Gradient Propagation in Retrosynthetic Space: An Efficient Framework for Synthesis Plan Generation

TL;DR

This paper introduces a gradient-propagation-based framework for retrosynthesis that efficiently explores chemical space by identifying key nodes contributing to synthesis success, outperforming existing methods in computational efficiency.

Contribution

The paper presents a novel gradient propagation approach for retrosynthetic route search, addressing uncertainties and improving efficiency over prior algorithms.

Findings

Achieves broad applicability across diverse molecular targets.

Demonstrates superior computational efficiency.
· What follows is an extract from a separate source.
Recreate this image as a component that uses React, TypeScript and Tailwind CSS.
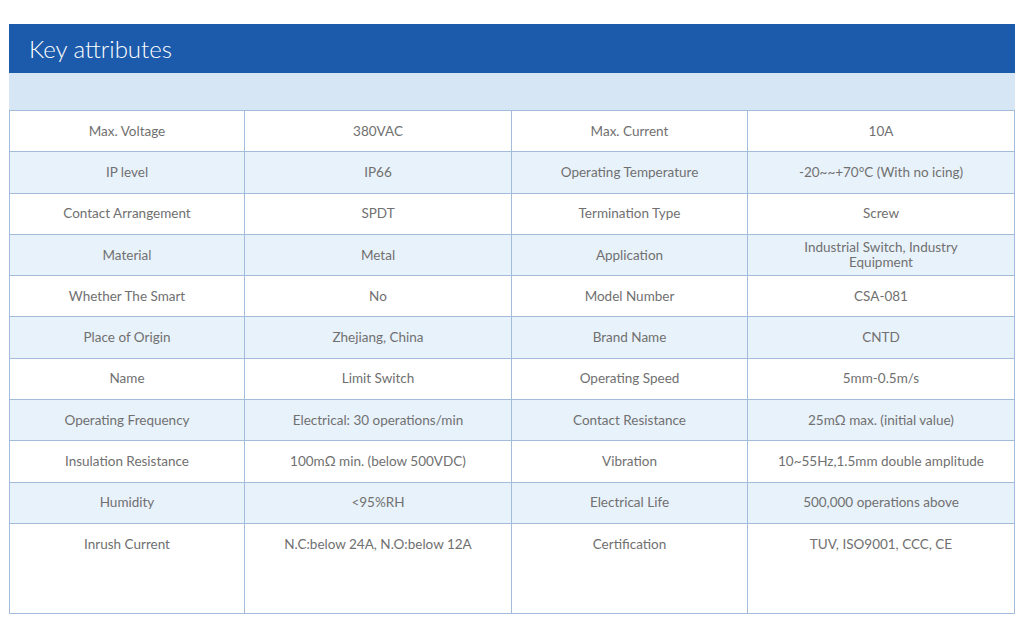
import React from 'react';

const rows: [string, string, string, string][] = [
    ['Max. Voltage', '380VAC', 'Max. Current', '10A'],
    ['IP level', 'IP66', 'Operating Temperature', '-20~~+70°C (With no icing)'],
    ['Contact Arrangement', 'SPDT', 'Termination Type', 'Screw'],
    ['Material', 'Metal', 'Application', 'Industrial Switch, Industry Equipment'],
    ['Whether The Smart', 'No', 'Model Number', 'CSA-081'],
    ['Place of Origin', 'Zhejiang, China', 'Brand Name', 'CNTD'],
    ['Name', 'Limit Switch', 'Operating Speed', '5mm-0.5m/s'],
    ['Operating Frequency', 'Electrical: 30 operations/min', 'Contact Resistance', '25mΩ max. (initial value)'],
    ['Insulation Resistance', '100mΩ min. (below 500VDC)', 'Vibration', '10~55Hz,1.5mm double amplitude'],
    ['Humidity', '<95%RH', 'Electrical Life', '500,000 operations above'],
    ['Inrush Current', 'N.C:below 24A, N.O:below 12A', 'Certification', 'TUV, ISO9001, CCC, CE'],
];

const App: React.FC = () => {
    return (
        <div className="w-[1024px] h-[622px] bg-white pt-6 px-[9px] font-['Lato','Noto_Sans',sans-serif] text-[#707070]">
            <div className="h-[49px] bg-[#1c5bab] flex items-center pl-5">
                <h2 className="text-[24px] font-light text-white leading-none">Key attributes</h2>
            </div>
            <div className="h-[37px] bg-[#d6e6f5]" />
            <table className="w-[1006px] border-collapse table-fixed text-[13.5px] leading-[15px]">
                <colgroup>
                    <col className="w-[235px]" />
                    <col className="w-[267px]" />
                    <col className="w-[236px]" />
                    <col />
                </colgroup>
                <tbody>
                    {rows.map((r, i) => {
                        const last = i === rows.length - 1;
                        return (
                            <tr key={i} className={i % 2 === 1 ? 'bg-[#e8f2fb]' : 'bg-white'}>
                                {r.map((c, j) => (
                                    <td
                                        key={j}
                                        className={
                                            'border border-[#a3bcdb] text-center px-6 ' +
                                            (last ? 'align-top pt-[13px] h-[90px]' : 'align-middle h-[41.3px]')
                                        }
                                    >
                                        {c}
                                    </td>
                                ))}
                            </tr>
                        );
                    })}
                </tbody>
            </table>
        </div>
    );
};

export default App;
Effectively guides search by identifying key nodes.

Abstract

Retrosynthesis, which aims to identify viable synthetic pathways for target molecules by decomposing them into simpler precursors, is often treated as a search problem. However, its complexity arises from multi-branched tree-structured pathways rather than linear paths. Some algorithms have been successfully applied in this task, but they either overlook the uncertainties inherent in chemical space or face limitations in practical application scenarios. To address these challenges, this paper introduces a novel gradient-propagation-based algorithmic framework for retrosynthetic route exploration. The proposed framework obtains the contributions of different nodes to the target molecule's success probability through gradient propagation and then guides the algorithm to greedily select the node with the highest contribution for expansion, thereby conducting efficient search in the chemical space. Experimental validations demonstrate that our algorithm achieves broad applicability across diverse molecular targets and exhibits superior computational efficiency compared to existing methods.